:: Exercise ::
Only lines holding the word "that" should be copied from the material.

═════ Supplied data

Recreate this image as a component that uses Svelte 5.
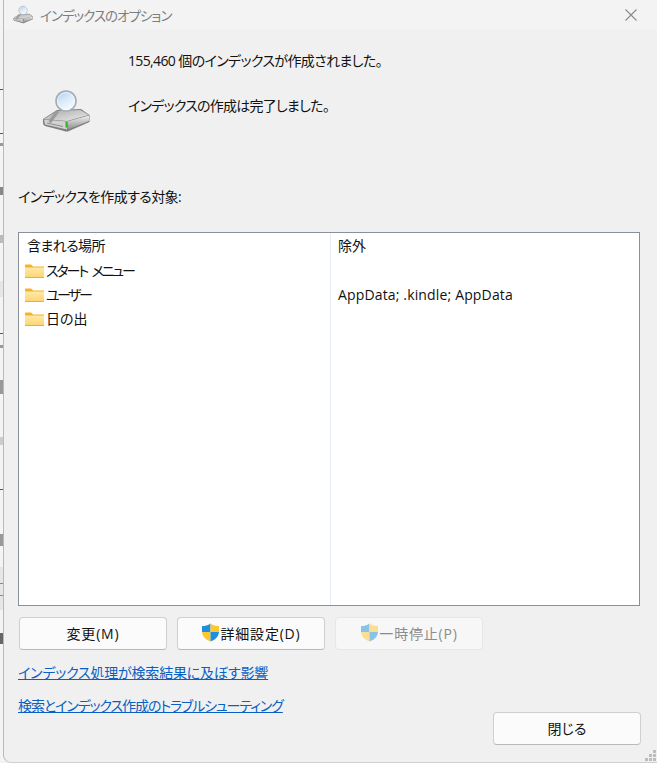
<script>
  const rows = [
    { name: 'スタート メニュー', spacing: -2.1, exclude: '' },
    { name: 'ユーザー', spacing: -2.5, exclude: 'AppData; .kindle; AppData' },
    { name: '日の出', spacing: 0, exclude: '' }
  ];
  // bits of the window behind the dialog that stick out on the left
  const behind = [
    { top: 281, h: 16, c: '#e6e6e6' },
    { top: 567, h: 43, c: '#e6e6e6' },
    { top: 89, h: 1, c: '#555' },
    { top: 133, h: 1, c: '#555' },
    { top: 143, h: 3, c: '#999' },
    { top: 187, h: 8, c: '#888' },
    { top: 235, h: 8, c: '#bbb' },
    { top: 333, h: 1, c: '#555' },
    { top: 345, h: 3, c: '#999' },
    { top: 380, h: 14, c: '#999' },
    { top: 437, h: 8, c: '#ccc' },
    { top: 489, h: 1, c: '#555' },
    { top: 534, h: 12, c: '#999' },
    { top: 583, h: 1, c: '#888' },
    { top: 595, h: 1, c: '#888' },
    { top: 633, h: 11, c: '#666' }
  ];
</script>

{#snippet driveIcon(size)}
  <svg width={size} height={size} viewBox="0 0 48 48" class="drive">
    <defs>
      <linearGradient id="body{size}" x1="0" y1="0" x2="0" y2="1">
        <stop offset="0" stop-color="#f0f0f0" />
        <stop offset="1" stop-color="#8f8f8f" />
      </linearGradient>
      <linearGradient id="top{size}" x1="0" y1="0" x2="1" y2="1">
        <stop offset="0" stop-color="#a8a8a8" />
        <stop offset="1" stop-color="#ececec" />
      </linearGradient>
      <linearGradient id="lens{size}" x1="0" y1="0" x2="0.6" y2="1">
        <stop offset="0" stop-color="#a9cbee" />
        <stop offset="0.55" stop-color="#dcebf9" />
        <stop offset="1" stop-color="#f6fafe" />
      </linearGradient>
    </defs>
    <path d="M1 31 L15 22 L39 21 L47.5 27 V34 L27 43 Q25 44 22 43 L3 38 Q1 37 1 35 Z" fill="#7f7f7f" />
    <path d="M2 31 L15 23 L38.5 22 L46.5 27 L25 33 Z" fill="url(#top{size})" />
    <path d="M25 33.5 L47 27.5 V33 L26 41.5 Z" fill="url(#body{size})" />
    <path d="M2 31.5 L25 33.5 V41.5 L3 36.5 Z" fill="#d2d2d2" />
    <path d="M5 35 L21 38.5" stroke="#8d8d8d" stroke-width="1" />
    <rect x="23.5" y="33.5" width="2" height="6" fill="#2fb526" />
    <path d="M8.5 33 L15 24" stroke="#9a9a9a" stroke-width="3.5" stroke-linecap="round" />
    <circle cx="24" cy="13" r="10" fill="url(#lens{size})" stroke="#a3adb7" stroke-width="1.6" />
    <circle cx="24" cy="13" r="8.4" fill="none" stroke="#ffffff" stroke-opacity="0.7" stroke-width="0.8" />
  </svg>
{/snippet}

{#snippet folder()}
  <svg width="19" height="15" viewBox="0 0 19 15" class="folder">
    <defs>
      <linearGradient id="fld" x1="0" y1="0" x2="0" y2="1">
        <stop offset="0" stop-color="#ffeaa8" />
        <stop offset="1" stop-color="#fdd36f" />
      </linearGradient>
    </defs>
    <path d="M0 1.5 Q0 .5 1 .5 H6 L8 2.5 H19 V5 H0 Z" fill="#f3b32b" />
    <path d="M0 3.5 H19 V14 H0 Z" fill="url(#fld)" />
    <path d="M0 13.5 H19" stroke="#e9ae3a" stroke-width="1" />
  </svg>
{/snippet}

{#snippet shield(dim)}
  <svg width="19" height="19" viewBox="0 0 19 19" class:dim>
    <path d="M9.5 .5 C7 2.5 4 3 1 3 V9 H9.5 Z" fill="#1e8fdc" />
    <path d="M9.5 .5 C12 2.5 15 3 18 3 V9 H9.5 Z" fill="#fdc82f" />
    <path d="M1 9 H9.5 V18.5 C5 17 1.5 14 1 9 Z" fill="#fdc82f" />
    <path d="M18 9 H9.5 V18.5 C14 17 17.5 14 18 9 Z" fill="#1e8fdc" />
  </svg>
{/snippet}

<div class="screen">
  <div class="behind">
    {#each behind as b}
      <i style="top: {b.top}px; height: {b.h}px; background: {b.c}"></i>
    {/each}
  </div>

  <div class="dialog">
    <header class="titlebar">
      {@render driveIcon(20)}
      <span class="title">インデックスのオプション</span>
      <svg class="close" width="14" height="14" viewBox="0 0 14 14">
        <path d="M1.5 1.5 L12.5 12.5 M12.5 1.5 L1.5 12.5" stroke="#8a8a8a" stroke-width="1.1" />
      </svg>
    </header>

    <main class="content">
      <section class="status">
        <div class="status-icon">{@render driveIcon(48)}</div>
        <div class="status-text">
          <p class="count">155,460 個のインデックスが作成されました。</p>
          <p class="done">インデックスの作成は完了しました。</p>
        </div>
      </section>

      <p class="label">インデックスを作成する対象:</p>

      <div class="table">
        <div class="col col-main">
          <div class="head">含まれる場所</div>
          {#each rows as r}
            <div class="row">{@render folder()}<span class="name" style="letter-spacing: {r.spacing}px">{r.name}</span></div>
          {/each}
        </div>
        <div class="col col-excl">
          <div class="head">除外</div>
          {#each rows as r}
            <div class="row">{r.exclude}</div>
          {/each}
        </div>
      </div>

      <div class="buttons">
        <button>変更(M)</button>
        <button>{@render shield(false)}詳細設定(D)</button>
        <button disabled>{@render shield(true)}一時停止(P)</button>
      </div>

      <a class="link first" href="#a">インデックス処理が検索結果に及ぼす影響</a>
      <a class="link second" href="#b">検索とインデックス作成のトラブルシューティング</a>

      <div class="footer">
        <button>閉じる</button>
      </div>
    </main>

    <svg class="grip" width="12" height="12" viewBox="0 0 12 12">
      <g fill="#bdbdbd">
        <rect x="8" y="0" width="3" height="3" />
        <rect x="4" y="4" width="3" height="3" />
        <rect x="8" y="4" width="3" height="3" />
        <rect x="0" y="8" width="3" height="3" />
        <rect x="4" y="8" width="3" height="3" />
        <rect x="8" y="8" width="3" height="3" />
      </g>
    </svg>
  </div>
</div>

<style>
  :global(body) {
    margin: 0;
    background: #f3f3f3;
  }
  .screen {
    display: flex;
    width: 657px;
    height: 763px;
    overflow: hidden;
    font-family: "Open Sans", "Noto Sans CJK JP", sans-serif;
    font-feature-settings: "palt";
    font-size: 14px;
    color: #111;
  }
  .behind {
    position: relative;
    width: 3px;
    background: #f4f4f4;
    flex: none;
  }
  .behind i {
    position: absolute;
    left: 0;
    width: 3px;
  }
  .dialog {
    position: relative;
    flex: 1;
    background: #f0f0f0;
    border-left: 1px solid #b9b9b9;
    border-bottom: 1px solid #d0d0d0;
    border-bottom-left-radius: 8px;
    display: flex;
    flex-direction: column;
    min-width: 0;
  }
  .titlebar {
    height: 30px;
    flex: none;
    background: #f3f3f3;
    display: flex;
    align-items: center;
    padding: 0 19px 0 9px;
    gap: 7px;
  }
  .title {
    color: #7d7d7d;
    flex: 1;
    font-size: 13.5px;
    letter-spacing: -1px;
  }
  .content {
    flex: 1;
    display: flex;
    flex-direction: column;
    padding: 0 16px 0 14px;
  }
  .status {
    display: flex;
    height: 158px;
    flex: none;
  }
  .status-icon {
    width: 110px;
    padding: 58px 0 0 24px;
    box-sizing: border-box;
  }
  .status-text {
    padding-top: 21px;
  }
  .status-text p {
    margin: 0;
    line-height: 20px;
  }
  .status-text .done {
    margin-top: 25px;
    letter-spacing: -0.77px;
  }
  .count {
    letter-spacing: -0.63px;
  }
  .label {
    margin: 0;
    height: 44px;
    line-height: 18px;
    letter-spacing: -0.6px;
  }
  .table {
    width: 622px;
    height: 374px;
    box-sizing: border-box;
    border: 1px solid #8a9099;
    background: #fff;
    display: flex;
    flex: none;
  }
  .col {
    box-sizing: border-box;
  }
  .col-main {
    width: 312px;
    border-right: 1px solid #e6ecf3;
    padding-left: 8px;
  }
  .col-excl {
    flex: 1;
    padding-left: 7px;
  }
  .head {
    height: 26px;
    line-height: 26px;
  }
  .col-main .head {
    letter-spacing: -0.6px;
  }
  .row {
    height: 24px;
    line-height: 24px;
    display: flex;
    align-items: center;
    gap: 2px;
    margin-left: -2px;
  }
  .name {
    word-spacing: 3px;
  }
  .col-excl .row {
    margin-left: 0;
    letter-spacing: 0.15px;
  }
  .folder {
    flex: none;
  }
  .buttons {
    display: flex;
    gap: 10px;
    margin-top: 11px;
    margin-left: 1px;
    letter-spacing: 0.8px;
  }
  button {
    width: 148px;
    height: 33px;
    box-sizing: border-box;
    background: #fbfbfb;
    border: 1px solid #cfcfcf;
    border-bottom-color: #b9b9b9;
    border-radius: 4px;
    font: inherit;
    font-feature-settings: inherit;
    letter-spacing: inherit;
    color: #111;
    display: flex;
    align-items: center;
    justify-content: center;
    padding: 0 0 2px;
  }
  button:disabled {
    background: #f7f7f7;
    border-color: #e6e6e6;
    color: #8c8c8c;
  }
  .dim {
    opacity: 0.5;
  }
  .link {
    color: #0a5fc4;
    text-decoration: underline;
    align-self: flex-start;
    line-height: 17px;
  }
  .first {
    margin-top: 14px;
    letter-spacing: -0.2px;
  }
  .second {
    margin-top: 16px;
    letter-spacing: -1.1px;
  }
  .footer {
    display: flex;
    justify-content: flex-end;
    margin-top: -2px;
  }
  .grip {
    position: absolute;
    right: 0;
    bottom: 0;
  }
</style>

══════════

:: The solution ::
Recreate this image as a component that uses Svelte 5.
  // bits of the window behind the dialog that stick out on the left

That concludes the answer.